YOUR GOAL:
Repeat exactly each line of the data provided below.

• • • •

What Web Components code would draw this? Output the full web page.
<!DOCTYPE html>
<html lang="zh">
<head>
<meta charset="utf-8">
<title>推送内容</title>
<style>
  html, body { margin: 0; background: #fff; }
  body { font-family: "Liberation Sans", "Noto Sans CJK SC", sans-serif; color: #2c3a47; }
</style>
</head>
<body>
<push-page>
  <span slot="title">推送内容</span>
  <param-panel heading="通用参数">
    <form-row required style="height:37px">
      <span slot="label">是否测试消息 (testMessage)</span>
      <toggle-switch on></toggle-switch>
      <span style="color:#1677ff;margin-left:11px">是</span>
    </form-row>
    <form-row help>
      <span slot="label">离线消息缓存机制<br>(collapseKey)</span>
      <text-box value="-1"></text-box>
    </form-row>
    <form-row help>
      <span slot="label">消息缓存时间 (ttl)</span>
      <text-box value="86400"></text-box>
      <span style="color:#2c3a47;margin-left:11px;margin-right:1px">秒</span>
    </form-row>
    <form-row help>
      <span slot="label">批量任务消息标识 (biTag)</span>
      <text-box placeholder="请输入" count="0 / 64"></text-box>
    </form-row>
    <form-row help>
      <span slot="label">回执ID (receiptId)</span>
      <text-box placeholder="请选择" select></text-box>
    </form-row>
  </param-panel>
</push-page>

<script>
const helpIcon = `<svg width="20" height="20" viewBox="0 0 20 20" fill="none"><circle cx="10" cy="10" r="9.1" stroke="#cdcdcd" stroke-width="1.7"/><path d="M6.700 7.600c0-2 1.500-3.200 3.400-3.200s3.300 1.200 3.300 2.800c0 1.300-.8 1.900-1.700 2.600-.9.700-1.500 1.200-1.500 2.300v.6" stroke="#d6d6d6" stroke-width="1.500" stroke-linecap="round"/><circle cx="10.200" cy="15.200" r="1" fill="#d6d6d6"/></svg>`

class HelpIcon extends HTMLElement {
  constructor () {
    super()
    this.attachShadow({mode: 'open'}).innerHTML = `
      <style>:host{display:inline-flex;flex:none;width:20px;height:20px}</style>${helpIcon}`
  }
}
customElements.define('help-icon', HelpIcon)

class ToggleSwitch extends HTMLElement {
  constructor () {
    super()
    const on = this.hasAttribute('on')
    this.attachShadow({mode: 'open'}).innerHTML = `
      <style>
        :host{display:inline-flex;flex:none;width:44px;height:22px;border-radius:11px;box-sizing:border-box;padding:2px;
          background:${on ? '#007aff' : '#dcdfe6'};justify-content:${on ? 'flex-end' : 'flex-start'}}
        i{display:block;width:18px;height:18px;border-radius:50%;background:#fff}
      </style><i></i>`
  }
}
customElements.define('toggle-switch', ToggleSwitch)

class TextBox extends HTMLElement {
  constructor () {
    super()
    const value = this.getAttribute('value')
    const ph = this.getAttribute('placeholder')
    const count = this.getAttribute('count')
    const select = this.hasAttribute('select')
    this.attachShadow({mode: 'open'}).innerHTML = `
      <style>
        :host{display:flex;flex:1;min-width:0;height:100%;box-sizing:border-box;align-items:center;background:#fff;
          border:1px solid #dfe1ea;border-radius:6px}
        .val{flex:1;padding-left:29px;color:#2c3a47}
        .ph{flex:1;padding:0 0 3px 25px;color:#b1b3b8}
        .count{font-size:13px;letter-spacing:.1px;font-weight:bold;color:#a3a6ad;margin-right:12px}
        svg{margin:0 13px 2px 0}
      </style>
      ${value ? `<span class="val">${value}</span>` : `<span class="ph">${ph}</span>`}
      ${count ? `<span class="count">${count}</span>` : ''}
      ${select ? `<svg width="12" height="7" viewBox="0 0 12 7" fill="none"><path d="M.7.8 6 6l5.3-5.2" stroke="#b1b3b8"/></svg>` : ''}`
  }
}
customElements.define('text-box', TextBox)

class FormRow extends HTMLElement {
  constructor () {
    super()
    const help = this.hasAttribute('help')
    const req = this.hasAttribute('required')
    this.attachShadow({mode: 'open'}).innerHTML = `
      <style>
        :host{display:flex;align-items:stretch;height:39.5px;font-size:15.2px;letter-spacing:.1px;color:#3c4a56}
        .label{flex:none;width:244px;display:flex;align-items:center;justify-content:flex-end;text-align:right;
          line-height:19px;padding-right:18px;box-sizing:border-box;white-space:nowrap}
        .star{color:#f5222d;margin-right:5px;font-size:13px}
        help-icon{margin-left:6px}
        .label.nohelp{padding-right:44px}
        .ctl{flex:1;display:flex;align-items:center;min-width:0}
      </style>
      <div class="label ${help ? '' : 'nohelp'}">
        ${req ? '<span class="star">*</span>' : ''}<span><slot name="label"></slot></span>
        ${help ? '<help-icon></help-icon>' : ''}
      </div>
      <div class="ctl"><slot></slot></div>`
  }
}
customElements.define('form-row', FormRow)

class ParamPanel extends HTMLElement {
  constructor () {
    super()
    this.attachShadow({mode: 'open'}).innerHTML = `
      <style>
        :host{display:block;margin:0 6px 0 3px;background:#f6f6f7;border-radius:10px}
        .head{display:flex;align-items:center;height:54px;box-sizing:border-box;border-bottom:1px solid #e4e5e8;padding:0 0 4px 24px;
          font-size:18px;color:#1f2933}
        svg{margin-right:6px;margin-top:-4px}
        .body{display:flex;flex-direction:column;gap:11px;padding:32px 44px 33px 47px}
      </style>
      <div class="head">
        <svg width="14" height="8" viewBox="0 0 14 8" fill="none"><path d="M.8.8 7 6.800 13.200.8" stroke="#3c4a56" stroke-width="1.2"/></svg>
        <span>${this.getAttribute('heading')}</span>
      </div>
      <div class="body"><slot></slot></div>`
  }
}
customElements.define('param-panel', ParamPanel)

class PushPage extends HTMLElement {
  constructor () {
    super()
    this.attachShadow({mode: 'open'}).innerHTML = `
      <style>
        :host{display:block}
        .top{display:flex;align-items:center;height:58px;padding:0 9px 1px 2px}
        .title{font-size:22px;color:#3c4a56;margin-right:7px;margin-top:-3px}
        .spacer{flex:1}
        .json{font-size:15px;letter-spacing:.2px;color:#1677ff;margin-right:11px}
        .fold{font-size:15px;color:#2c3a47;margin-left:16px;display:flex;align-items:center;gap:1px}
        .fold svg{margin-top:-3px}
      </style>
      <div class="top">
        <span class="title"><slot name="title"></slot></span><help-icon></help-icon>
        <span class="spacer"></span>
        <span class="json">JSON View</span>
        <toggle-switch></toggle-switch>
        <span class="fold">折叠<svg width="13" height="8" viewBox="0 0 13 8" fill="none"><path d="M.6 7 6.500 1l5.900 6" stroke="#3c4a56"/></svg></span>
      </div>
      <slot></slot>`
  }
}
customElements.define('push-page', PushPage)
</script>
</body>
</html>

• • • •

WORKED ANSWER:
What Web Components code would draw this? Output the full web page.
<!DOCTYPE html>
<html lang="zh">
<head>
<meta charset="utf-8">
<title>推送内容</title>
<style>
  html, body { margin: 0; background: #fff; }
  body { font-family: "Liberation Sans", "Noto Sans CJK SC", sans-serif; color: #2c3a47; }
</style>
</head>
<body>
<push-page>
  <span slot="title">推送内容</span>
  <param-panel heading="通用参数">
    <form-row required style="height:37px">
      <span slot="label">是否测试消息 (testMessage)</span>
      <toggle-switch on></toggle-switch>
      <span style="color:#1677ff;margin-left:11px">是</span>
    </form-row>
    <form-row help>
      <span slot="label">离线消息缓存机制<br>(collapseKey)</span>
      <text-box value="-1"></text-box>
    </form-row>
    <form-row help>
      <span slot="label">消息缓存时间 (ttl)</span>
      <text-box value="86400"></text-box>
      <span style="color:#2c3a47;margin-left:11px;margin-right:1px">秒</span>
    </form-row>
    <form-row help>
      <span slot="label">批量任务消息标识 (biTag)</span>
      <text-box placeholder="请输入" count="0 / 64"></text-box>
    </form-row>
    <form-row help>
      <span slot="label">回执ID (receiptId)</span>
      <text-box placeholder="请选择" select></text-box>
    </form-row>
  </param-panel>
</push-page>

<script>
const helpIcon = `<svg width="20" height="20" viewBox="0 0 20 20" fill="none"><circle cx="10" cy="10" r="9.1" stroke="#cdcdcd" stroke-width="1.7"/><path d="M6.700 7.600c0-2 1.500-3.200 3.400-3.200s3.300 1.200 3.300 2.800c0 1.300-.8 1.900-1.700 2.600-.9.700-1.500 1.200-1.500 2.300v.6" stroke="#d6d6d6" stroke-width="1.500" stroke-linecap="round"/><circle cx="10.200" cy="15.200" r="1" fill="#d6d6d6"/></svg>`

class HelpIcon extends HTMLElement {
  constructor () {
    super()
    this.attachShadow({mode: 'open'}).innerHTML = `
      <style>:host{display:inline-flex;flex:none;width:20px;height:20px}</style>${helpIcon}`
  }
}
customElements.define('help-icon', HelpIcon)

class ToggleSwitch extends HTMLElement {
  constructor () {
    super()
    const on = this.hasAttribute('on')
    this.attachShadow({mode: 'open'}).innerHTML = `
      <style>
        :host{display:inline-flex;flex:none;width:44px;height:22px;border-radius:11px;box-sizing:border-box;padding:2px;
          background:${on ? '#007aff' : '#dcdfe6'};justify-content:${on ? 'flex-end' : 'flex-start'}}
        i{display:block;width:18px;height:18px;border-radius:50%;background:#fff}
      </style><i></i>`
  }
}
customElements.define('toggle-switch', ToggleSwitch)

class TextBox extends HTMLElement {
  constructor () {
    super()
    const value = this.getAttribute('value')
    const ph = this.getAttribute('placeholder')
    const count = this.getAttribute('count')
    const select = this.hasAttribute('select')
    this.attachShadow({mode: 'open'}).innerHTML = `
      <style>
        :host{display:flex;flex:1;min-width:0;height:100%;box-sizing:border-box;align-items:center;background:#fff;
          border:1px solid #dfe1ea;border-radius:6px}
        .val{flex:1;padding-left:29px;color:#2c3a47}
        .ph{flex:1;padding:0 0 3px 25px;color:#b1b3b8}
        .count{font-size:13px;letter-spacing:.1px;font-weight:bold;color:#a3a6ad;margin-right:12px}
        svg{margin:0 13px 2px 0}
      </style>
      ${value ? `<span class="val">${value}</span>` : `<span class="ph">${ph}</span>`}
      ${count ? `<span class="count">${count}</span>` : ''}
      ${select ? `<svg width="12" height="7" viewBox="0 0 12 7" fill="none"><path d="M.7.8 6 6l5.3-5.2" stroke="#b1b3b8"/></svg>` : ''}`
  }
}
customElements.define('text-box', TextBox)

class FormRow extends HTMLElement {
  constructor () {
    super()
    const help = this.hasAttribute('help')
    const req = this.hasAttribute('required')
    this.attachShadow({mode: 'open'}).innerHTML = `
      <style>
        :host{display:flex;align-items:stretch;height:39.5px;font-size:15.2px;letter-spacing:.1px;color:#3c4a56}
        .label{flex:none;width:244px;display:flex;align-items:center;justify-content:flex-end;text-align:right;
          line-height:19px;padding-right:18px;box-sizing:border-box;white-space:nowrap}
        .star{color:#f5222d;margin-right:5px;font-size:13px}
        help-icon{margin-left:6px}
        .label.nohelp{padding-right:44px}
        .ctl{flex:1;display:flex;align-items:center;min-width:0}
      </style>
      <div class="label ${help ? '' : 'nohelp'}">
        ${req ? '<span class="star">*</span>' : ''}<span><slot name="label"></slot></span>
        ${help ? '<help-icon></help-icon>' : ''}
      </div>
      <div class="ctl"><slot></slot></div>`
  }
}
customElements.define('form-row', FormRow)

class ParamPanel extends HTMLElement {
  constructor () {
    super()
    this.attachShadow({mode: 'open'}).innerHTML = `
      <style>
        :host{display:block;margin:0 6px 0 3px;background:#f6f6f7;border-radius:10px}
        .head{display:flex;align-items:center;height:54px;box-sizing:border-box;border-bottom:1px solid #e4e5e8;padding:0 0 4px 24px;
          font-size:18px;color:#1f2933}
        svg{margin-right:6px;margin-top:-4px}
        .body{display:flex;flex-direction:column;gap:11px;padding:32px 44px 33px 47px}
      </style>
      <div class="head">
        <svg width="14" height="8" viewBox="0 0 14 8" fill="none"><path d="M.8.8 7 6.800 13.200.8" stroke="#3c4a56" stroke-width="1.2"/></svg>
        <span>${this.getAttribute('heading')}</span>
      </div>
      <div class="body"><slot></slot></div>`
  }
}
customElements.define('param-panel', ParamPanel)

class PushPage extends HTMLElement {
  constructor () {
    super()
    this.attachShadow({mode: 'open'}).innerHTML = `
      <style>
        :host{display:block}
        .top{display:flex;align-items:center;height:58px;padding:0 9px 1px 2px}
        .title{font-size:22px;color:#3c4a56;margin-right:7px;margin-top:-3px}
        .spacer{flex:1}
        .json{font-size:15px;letter-spacing:.2px;color:#1677ff;margin-right:11px}
        .fold{font-size:15px;color:#2c3a47;margin-left:16px;display:flex;align-items:center;gap:1px}
        .fold svg{margin-top:-3px}
      </style>
      <div class="top">
        <span class="title"><slot name="title"></slot></span><help-icon></help-icon>
        <span class="spacer"></span>
        <span class="json">JSON View</span>
        <toggle-switch></toggle-switch>
        <span class="fold">折叠<svg width="13" height="8" viewBox="0 0 13 8" fill="none"><path d="M.6 7 6.500 1l5.900 6" stroke="#3c4a56"/></svg></span>
      </div>
      <slot></slot>`
  }
}
customElements.define('push-page', PushPage)
</script>
</body>
</html>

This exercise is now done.